NEWSFLASH
DESECRATION OF QUEZON TOMB BEWAILED
Quezon City, Oct. 9, 2000 The once-serene Quezon Memorial Circle, holding the tomb of President Manuel Luis Quezon, is now a maze of fastfood restaurants, flea markets, organic gardens and other commercial establishments. On top of that, the Lopez conglomerate announced plans to build an Eiffel-type communications tower which would loom over the majestic Quezon monument.
Malaya, in its editorial today, joined the thousands of voices protesting the commercialization of Quezon’s tomb:
Stop the desecration.
The fammily of President Manuel Quezon, the first president of the Commonwealth, has had it. The relatives, led by daughter Zenaida “Nini” Quezon Avancena, are planning to move Quezon’s remains back to the Manila North Cemetery, the original resting place.

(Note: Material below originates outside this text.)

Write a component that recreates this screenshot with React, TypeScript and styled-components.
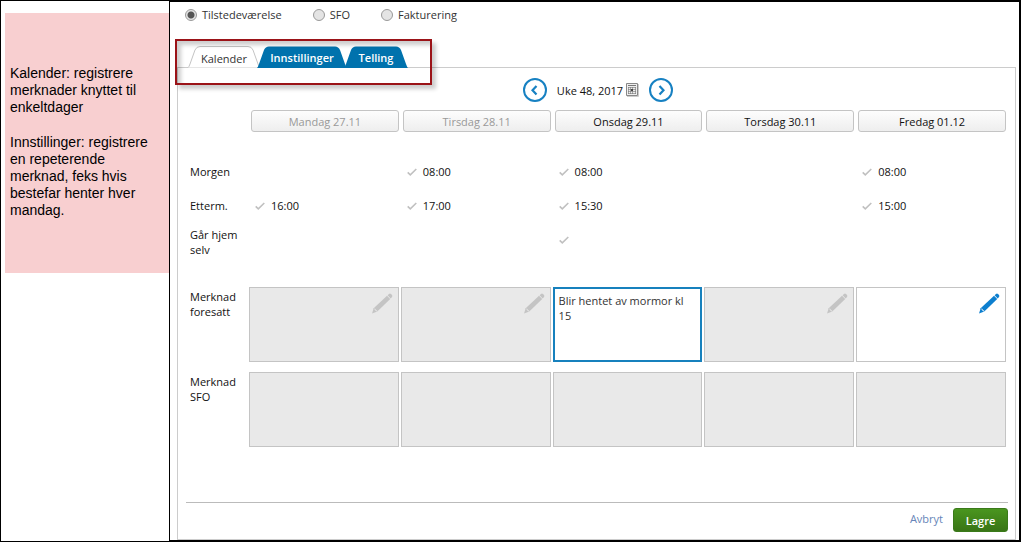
import React, { useState } from "react";
import styled, { createGlobalStyle } from "styled-components";

const GlobalStyle = createGlobalStyle`
  *, *::before, *::after { box-sizing: border-box; }
  body { margin: 0; background: #fff; }
  button, input, textarea { font: inherit; color: inherit; margin: 0; }
`;

const Page = styled.div`
  display: flex;
  min-height: 100vh;
  border: 1px solid #000;
  border-right: 0;
  border-top: 0;
  font: 11px/15px "Open Sans", sans-serif;
  color: #111;
`;

const Aside = styled.aside`
  flex: 0 0 168px;
  padding: 12px 0 0 4px;
  border-top: 1px solid #000;
`;

const Help = styled.div`
  min-height: 260px;
  padding: 52px 8px 52px 5px;
  background: #f8cfd0;
  color: #000;
  font: 14px/17px "Liberation Sans", Arial, sans-serif;

  p { margin: 0 0 18px; }
  p:last-child { margin: 0; }
`;

const Main = styled.main`
  position: relative;
  flex: 1;
  display: flex;
  flex-direction: column;
  min-width: 0;
  padding: 6px 3px 0 7px;
  border: solid #000;
  border-width: 2px 2px 1px 1px;
`;

const ModeBar = styled.form`
  display: flex;
  gap: 31px;
  padding-left: 8px;
  height: 14px;
`;

const RadioLabel = styled.label`
  display: flex;
  align-items: center;
  gap: 5px;
  line-height: 14px;
  color: #333;
`;

const Radio = styled.input`
  appearance: none;
  width: 12px;
  height: 12px;
  border: 1px solid #999;
  border-radius: 50%;
  background: #e4e4e4;

  &:checked { background: radial-gradient(circle, #555 0 3px, #e4e4e4 4px); }
`;

const TabBar = styled.div`
  display: flex;
  margin-top: 24px;
  padding-left: 11px;
`;

const Tab = styled.button<{ $width: number; $active: boolean }>`
  position: relative;
  z-index: ${(p) => (p.$active ? 1 : 2)};
  width: ${(p) => p.$width}px;
  height: 22px;
  margin-bottom: -1px;
  padding: ${(p) => (p.$active ? "3px 0 0" : "1px 0 0")};
  border: 0;
  background: none;
  color: ${(p) => (p.$active ? "#333" : "#fff")};
  font-weight: ${(p) => (p.$active ? 400 : 600)};
  white-space: nowrap;

  & + & { margin-left: -3px; }
  svg { position: absolute; inset: 0; z-index: -1; overflow: visible; }
`;

const Highlight = styled.div`
  position: absolute;
  z-index: 3;
  top: 37px;
  left: 5px;
  width: 257px;
  height: 46px;
  border: 2px solid #9b1318;
  box-shadow: 4px 4px 4px rgba(0, 0, 0, 0.2), inset 4px 4px 4px rgba(0, 0, 0, 0.2);
  pointer-events: none;
`;

const Panel = styled.section`
  flex: 1;
  display: flex;
  flex-direction: column;
  padding: 10px 7px 7px 8px;
  border: 1px solid #ccc;
`;

const WeekNav = styled.nav`
  display: flex;
  align-items: center;
  justify-content: center;
  gap: 10px;
  height: 24px;
  padding-left: 2px;
`;

const RoundButton = styled.button`
  display: flex;
  padding: 0;
  border: 0;
  background: none;
`;

const Week = styled.span`
  display: flex;
  align-items: center;
  gap: 3px;
`;

const Calendar = styled.table`
  width: 100%;
  margin: 8px 0 auto;
  padding: 0 1px 0 4px;
  table-layout: fixed;
  border-collapse: separate;
  border-spacing: 0;

  th { font-weight: 400; text-align: left; }
  th, td { padding: 0; vertical-align: top; }
`;

const LabelCol = styled.col`
  width: 58px;
`;

const DayHead = styled.th`
  && { padding: 0 1px 23px 3px; }
`;

const DayButton = styled.button<{ $past: boolean }>`
  display: block;
  width: 100%;
  height: 22px;
  padding: 0;
  border: 1px solid #c4c4c4;
  border-radius: 3px;
  background: linear-gradient(#fdfdfd, #eee);
  color: ${(p) => (p.$past ? "#999" : "#111")};
`;

const TimeRow = styled.tr<{ $tall?: boolean }>`
  height: ${(p) => (p.$tall ? 64 : 34)}px;

  && th { padding-top: ${(p) => (p.$tall ? 4 : 9)}px; }
  && td { padding: 9px 0 0 7px; }
`;

const Time = styled.span`
  display: flex;
  align-items: center;
  gap: 6px;
  height: 15px;
`;

const NoteRow = styled.tr`
  && th { padding: 2px 8px 0 0; }
  && td { padding: 0 1px 10px; }
`;

const NoteBox = styled.div`
  position: relative;
  display: flex;

  svg { position: absolute; top: 6px; right: 6px; }
`;

const Note = styled.textarea<{ $active?: boolean }>`
  display: block;
  width: 100%;
  height: 75px;
  padding: ${(p) => (p.$active ? "4px 4px" : "5px 5px")};
  border: ${(p) => (p.$active ? "2px solid #1781bd" : "1px solid #c4c4c4")};
  border-radius: 0;
  outline: 0;
  resize: none;
  overflow: hidden;
  background: #fff;
  color: #333;

  &:disabled { background: #e9e9e9; }
`;

const Footer = styled.footer`
  display: flex;
  justify-content: flex-end;
  align-items: flex-start;
  gap: 10px;
  padding-top: 5px;
  border-top: 1px solid #bbb;
`;

const Cancel = styled.a`
  color: #6685b8;
  line-height: 22px;
  text-decoration: none;
`;

const Save = styled.button`
  width: 55px;
  height: 24px;
  padding: 0;
  border: 1px solid #3a7a1a;
  border-radius: 3px;
  background: linear-gradient(#4a961f, #397516);
  color: #fff;
  font-weight: 600;
`;

const TabShape = ({ width: w, active }: { width: number; active: boolean }) => (
  <svg width={w} height="22" aria-hidden="true">
    <path
      d={`M0 ${active ? 21.5 : 22} Q1 21 2 18 L7 4 Q8.500 .5 12 .5 L${w - 12} .5 Q${w - 8.5} .5 ${w - 7} 4 L${w - 2} 18 Q${w - 1} 21 ${w} ${active ? 21.5 : 22}`}
      fill={active ? "#fff" : "#0072ad"}
      stroke={active ? "#c4c4c4" : "none"}
    />
  </svg>
);

const Arrow = ({ right = false }: { right?: boolean }) => (
  <svg width="24" height="24" viewBox="0 0 24 24" fill="none" stroke="#1781c2" aria-hidden="true">
    <circle cx="12" cy="12" r="11" strokeWidth="2" />
    <path d={right ? "M10.500 8l4 4.300-4 4.300" : "M13.500 8l-4 4.300 4 4.300"} strokeWidth="2.200" />
  </svg>
);

const CalendarIcon = () => (
  <svg width="13" height="14" viewBox="0 0 13 14" fill="none" aria-hidden="true">
    <path d="M1 13.500h11.500V1" stroke="#ccc" />
    <path d="M.5 .5h11v12h-11z" fill="#eee" stroke="#888" />
    <path d="M2 2.500h8" stroke="#777" />
    <path d="M2 4.500h8M2 6.500h8M2 8.500h8M2 10.500h8M2.500 4v7M4.500 4v7M6.500 4v7M9.500 4v7" stroke="#777" strokeOpacity=".6" />
    <path d="M5 6h2v2H5z" fill="#444" />
  </svg>
);

const Check = () => (
  <svg width="10" height="8" viewBox="0 0 10 8" fill="none" aria-label="Ja">
    <path d="M.7 4.300L3.300 6.800 9.300 1" stroke="#c0c0c0" strokeWidth="1.600" />
  </svg>
);

const Pencil = ({ color, edge }: { color: string; edge: string }) => (
  <svg width="21" height="21" viewBox="0 0 21 21" aria-hidden="true">
    <path d="M0 20.500L1.700 15.300 15 2.700 18.200 5.900 5.300 18.600z" fill={color} />
    <path d="M15.600 2.200L17 .9Q18 .2 19 1L20 2.100Q20.700 3 20 4.100L18.700 5.400z" fill={color} />
    <path d="M2.300 16l1 .2.300 1.300 1.300.2.200 1" fill="none" stroke={edge} strokeWidth=".8" />
  </svg>
);

const tabs = [
  { name: "Kalender", width: 72 },
  { name: "Innstillinger", width: 90 },
  { name: "Telling", width: 64 },
];

const days = ["Mandag 27.11", "Tirsdag 28.11", "Onsdag 29.11", "Torsdag 30.11", "Fredag 01.12"];

const times = [
  { label: "Morgen", values: [null, "08:00", "08:00", null, "08:00"] },
  { label: "Etterm.", values: ["16:00", "17:00", "15:30", null, "15:00"] },
  { label: "Går hjem selv", tall: true, values: [null, null, "", null, null] },
];

const editableDays = [2, 4];

export default function App() {
  const [mode, setMode] = useState("Tilstedeværelse");
  const [tab, setTab] = useState("Kalender");

  return (
    <>
      <GlobalStyle />
      <Page>
        <Aside>
          <Help>
            <p>Kalender: registrere merknader knyttet til enkeltdager</p>
            <p>Innstillinger: registrere en repeterende merknad, feks hvis bestefar henter hver mandag.</p>
          </Help>
        </Aside>
        <Main>
          <ModeBar>
            {["Tilstedeværelse", "SFO", "Fakturering"].map((m) => (
              <RadioLabel key={m}>
                <Radio type="radio" name="mode" checked={mode === m} onChange={() => setMode(m)} />
                {m}
              </RadioLabel>
            ))}
          </ModeBar>
          <TabBar role="tablist">
            {tabs.map(({ name, width }) => (
              <Tab
                key={name}
                type="button"
                role="tab"
                aria-selected={tab === name}
                $width={width}
                $active={tab === name}
                onClick={() => setTab(name)}
              >
                <TabShape width={width} active={tab === name} />
                {name}
              </Tab>
            ))}
          </TabBar>
          <Highlight />
          <Panel>
            <WeekNav>
              <RoundButton type="button" aria-label="Forrige uke"><Arrow /></RoundButton>
              <Week>Uke 48, 2017 <CalendarIcon /></Week>
              <RoundButton type="button" aria-label="Neste uke"><Arrow right /></RoundButton>
            </WeekNav>
            <Calendar>
              <colgroup>
                <LabelCol />
                {days.map((d) => <col key={d} />)}
              </colgroup>
              <thead>
                <tr>
                  <td />
                  {days.map((d, i) => (
                    <DayHead key={d} scope="col">
                      <DayButton type="button" $past={i < 2}>{d}</DayButton>
                    </DayHead>
                  ))}
                </tr>
              </thead>
              <tbody>
                {times.map((row) => (
                  <TimeRow key={row.label} $tall={row.tall}>
                    <th scope="row">{row.label}</th>
                    {row.values.map((v, i) => (
                      <td key={i}>{v !== null && <Time><Check />{v}</Time>}</td>
                    ))}
                  </TimeRow>
                ))}
                <NoteRow>
                  <th scope="row">Merknad foresatt</th>
                  {days.map((d, i) => (
                    <td key={d}>
                      <NoteBox>
                        <Note
                          aria-label={`Merknad foresatt ${d}`}
                          disabled={!editableDays.includes(i)}
                          $active={i === 2}
                          defaultValue={i === 2 ? "Blir hentet av mormor kl 15" : ""}
                        />
                        {i !== 2 && (
                          <Pencil color={i === 4 ? "#0d7fcf" : "#c4c4c4"} edge={i === 4 ? "#fff" : "#e9e9e9"} />
                        )}
                      </NoteBox>
                    </td>
                  ))}
                </NoteRow>
                <NoteRow>
                  <th scope="row">Merknad SFO</th>
                  {days.map((d) => (
                    <td key={d}>
                      <NoteBox><Note aria-label={`Merknad SFO ${d}`} disabled /></NoteBox>
                    </td>
                  ))}
                </NoteRow>
              </tbody>
            </Calendar>
            <Footer>
              <Cancel href="#">Avbryt</Cancel>
              <Save type="button">Lagre</Save>
            </Footer>
          </Panel>
        </Main>
      </Page>
    </>
  );
}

Quezon died of tuberculosis in Saranac Lake in New York while his government was in exile during the Japanese occupation. The body was brought home after the war and was entombed at the family plot. The remains were transferred to the Quezon memorial circle in Quezon City on Aug.19, 1978, Quezon's 100th birth anniversary.
The Quezon shrine with its three pillars towering over the city named after him is the country's most prominent structure after the Rizal monument at the Luneta. The presence of the remains at the crypt has sanctified those grounds.
The Quezon family understandably has been upset by the actitivities that have since been allowed to be conducted inside the memorial. The Quezons kept their peace when the circle was opened to restaurants and sundry commercial enterprises (there was even a proposal to build a billiards hall which, fortunately, was foiled by widespread public opposition).
The Quezons, however, drew the line when a promenade beside the tomb was turned into an open-air disco which featured public dancing once a week.
Sublimity has given way to tastelessness simply because the dancing session brought in P1.2 million last year which reportedly went a long way in bankrolling the upkeep of the memorial.
It could be argued that the masses who have no access to hotel ballrooms also deserve a place where they can display their terpsichorean talents. But must this, along with the other commercial outlets, be in a memorial shrine?
The Quezon family, in addition, has received information a conglomerate is planning, with the agreement of park administrators, to build a communications tower right beside the monument. The planned tower will dwarf the Quzon monument. A utilitarian monstrosity will lord it over the monument to the Father of Philippine Independence.
The Quezon family has reportedly told the proponents of the communications tower that since the Quezons do not hold title to the memorial, it does not have the right to make decisions on what to allow or not to allow inside the memorial. An exquisitely phrased rebuff.
But we believe the memorial is the patrimony of the nation, and that the shrine should be a place of honor, unfettered by commerce.
Would the Americans allow what has been at the Quezon Memorial Shrine to be done at say, the Washington Monument? Or would the French allow such a tower to be erected beside the Eiffel Tower?
It's time that the higher levels of government step in.